··· COLLECTED DATA ···
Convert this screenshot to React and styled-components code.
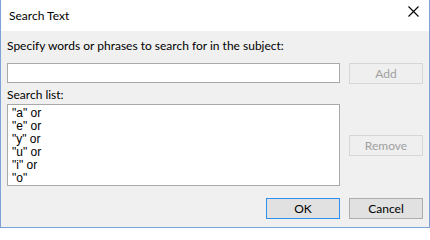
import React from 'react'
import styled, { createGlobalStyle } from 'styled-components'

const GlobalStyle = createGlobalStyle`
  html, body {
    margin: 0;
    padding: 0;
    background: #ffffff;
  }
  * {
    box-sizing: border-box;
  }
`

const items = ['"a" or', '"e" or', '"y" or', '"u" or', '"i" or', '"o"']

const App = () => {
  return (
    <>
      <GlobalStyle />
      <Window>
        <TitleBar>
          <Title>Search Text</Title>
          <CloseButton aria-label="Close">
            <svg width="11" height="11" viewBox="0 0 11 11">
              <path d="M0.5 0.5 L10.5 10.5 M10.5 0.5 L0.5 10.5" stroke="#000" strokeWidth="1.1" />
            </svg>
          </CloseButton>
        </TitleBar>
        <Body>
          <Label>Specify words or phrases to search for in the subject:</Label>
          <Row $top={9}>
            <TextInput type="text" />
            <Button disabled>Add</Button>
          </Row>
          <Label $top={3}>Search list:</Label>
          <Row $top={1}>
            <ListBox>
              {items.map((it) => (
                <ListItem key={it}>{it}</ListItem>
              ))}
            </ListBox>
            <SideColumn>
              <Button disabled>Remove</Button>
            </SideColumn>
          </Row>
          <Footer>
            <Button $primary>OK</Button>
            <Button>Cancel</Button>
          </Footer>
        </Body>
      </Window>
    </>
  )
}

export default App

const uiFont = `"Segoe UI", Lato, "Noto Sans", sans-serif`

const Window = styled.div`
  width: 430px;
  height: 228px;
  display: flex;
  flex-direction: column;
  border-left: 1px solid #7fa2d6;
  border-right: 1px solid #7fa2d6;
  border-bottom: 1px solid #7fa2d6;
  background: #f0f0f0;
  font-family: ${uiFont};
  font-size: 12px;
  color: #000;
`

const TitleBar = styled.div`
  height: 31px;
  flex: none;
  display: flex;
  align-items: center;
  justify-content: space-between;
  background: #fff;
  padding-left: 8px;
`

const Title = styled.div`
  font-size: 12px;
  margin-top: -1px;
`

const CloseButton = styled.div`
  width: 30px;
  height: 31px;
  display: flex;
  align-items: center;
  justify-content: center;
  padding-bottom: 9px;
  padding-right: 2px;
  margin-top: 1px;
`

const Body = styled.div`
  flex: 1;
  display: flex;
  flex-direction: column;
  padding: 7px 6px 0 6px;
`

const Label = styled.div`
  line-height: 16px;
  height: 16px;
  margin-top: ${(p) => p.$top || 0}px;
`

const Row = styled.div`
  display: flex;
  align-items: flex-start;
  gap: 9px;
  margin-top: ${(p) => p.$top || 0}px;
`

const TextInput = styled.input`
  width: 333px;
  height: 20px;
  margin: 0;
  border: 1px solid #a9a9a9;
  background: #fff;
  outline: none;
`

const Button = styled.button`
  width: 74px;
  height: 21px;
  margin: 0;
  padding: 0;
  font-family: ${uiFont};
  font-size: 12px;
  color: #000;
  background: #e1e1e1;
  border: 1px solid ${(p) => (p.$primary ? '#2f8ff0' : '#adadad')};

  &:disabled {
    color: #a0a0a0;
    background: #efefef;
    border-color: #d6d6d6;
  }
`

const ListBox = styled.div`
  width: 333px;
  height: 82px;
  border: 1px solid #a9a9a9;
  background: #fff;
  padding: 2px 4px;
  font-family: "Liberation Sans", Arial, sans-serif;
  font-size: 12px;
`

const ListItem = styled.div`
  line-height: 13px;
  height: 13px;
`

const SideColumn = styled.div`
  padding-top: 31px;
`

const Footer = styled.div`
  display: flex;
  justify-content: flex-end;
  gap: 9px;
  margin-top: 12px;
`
···
Every line of the material is to be quoted exactly, with no pictures carried over.

**RESULT OF THIS EXERCISE**
Convert this screenshot to React and styled-components code.
import React from 'react'
import styled, { createGlobalStyle } from 'styled-components'

const GlobalStyle = createGlobalStyle`
  html, body {
    margin: 0;
    padding: 0;
    background: #ffffff;
  }
  * {
    box-sizing: border-box;
  }
`

const items = ['"a" or', '"e" or', '"y" or', '"u" or', '"i" or', '"o"']

const App = () => {
  return (
    <>
      <GlobalStyle />
      <Window>
        <TitleBar>
          <Title>Search Text</Title>
          <CloseButton aria-label="Close">
            <svg width="11" height="11" viewBox="0 0 11 11">
              <path d="M0.5 0.5 L10.5 10.5 M10.5 0.5 L0.5 10.5" stroke="#000" strokeWidth="1.1" />
            </svg>
          </CloseButton>
        </TitleBar>
        <Body>
          <Label>Specify words or phrases to search for in the subject:</Label>
          <Row $top={9}>
            <TextInput type="text" />
            <Button disabled>Add</Button>
          </Row>
          <Label $top={3}>Search list:</Label>
          <Row $top={1}>
            <ListBox>
              {items.map((it) => (
                <ListItem key={it}>{it}</ListItem>
              ))}
            </ListBox>
            <SideColumn>
              <Button disabled>Remove</Button>
            </SideColumn>
          </Row>
          <Footer>
            <Button $primary>OK</Button>
            <Button>Cancel</Button>
          </Footer>
        </Body>
      </Window>
    </>
  )
}

export default App

const uiFont = `"Segoe UI", Lato, "Noto Sans", sans-serif`

const Window = styled.div`
  width: 430px;
  height: 228px;
  display: flex;
  flex-direction: column;
  border-left: 1px solid #7fa2d6;
  border-right: 1px solid #7fa2d6;
  border-bottom: 1px solid #7fa2d6;
  background: #f0f0f0;
  font-family: ${uiFont};
  font-size: 12px;
  color: #000;
`

const TitleBar = styled.div`
  height: 31px;
  flex: none;
  display: flex;
  align-items: center;
  justify-content: space-between;
  background: #fff;
  padding-left: 8px;
`

const Title = styled.div`
  font-size: 12px;
  margin-top: -1px;
`

const CloseButton = styled.div`
  width: 30px;
  height: 31px;
  display: flex;
  align-items: center;
  justify-content: center;
  padding-bottom: 9px;
  padding-right: 2px;
  margin-top: 1px;
`

const Body = styled.div`
  flex: 1;
  display: flex;
  flex-direction: column;
  padding: 7px 6px 0 6px;
`

const Label = styled.div`
  line-height: 16px;
  height: 16px;
  margin-top: ${(p) => p.$top || 0}px;
`

const Row = styled.div`
  display: flex;
  align-items: flex-start;
  gap: 9px;
  margin-top: ${(p) => p.$top || 0}px;
`

const TextInput = styled.input`
  width: 333px;
  height: 20px;
  margin: 0;
  border: 1px solid #a9a9a9;
  background: #fff;
  outline: none;
`

const Button = styled.button`
  width: 74px;
  height: 21px;
  margin: 0;
  padding: 0;
  font-family: ${uiFont};
  font-size: 12px;
  color: #000;
  background: #e1e1e1;
  border: 1px solid ${(p) => (p.$primary ? '#2f8ff0' : '#adadad')};

  &:disabled {
    color: #a0a0a0;
    background: #efefef;
    border-color: #d6d6d6;
  }
`

const ListBox = styled.div`
  width: 333px;
  height: 82px;
  border: 1px solid #a9a9a9;
  background: #fff;
  padding: 2px 4px;
  font-family: "Liberation Sans", Arial, sans-serif;
  font-size: 12px;
`

const ListItem = styled.div`
  line-height: 13px;
  height: 13px;
`

const SideColumn = styled.div`
  padding-top: 31px;
`

const Footer = styled.div`
  display: flex;
  justify-content: flex-end;
  gap: 9px;
  margin-top: 12px;
`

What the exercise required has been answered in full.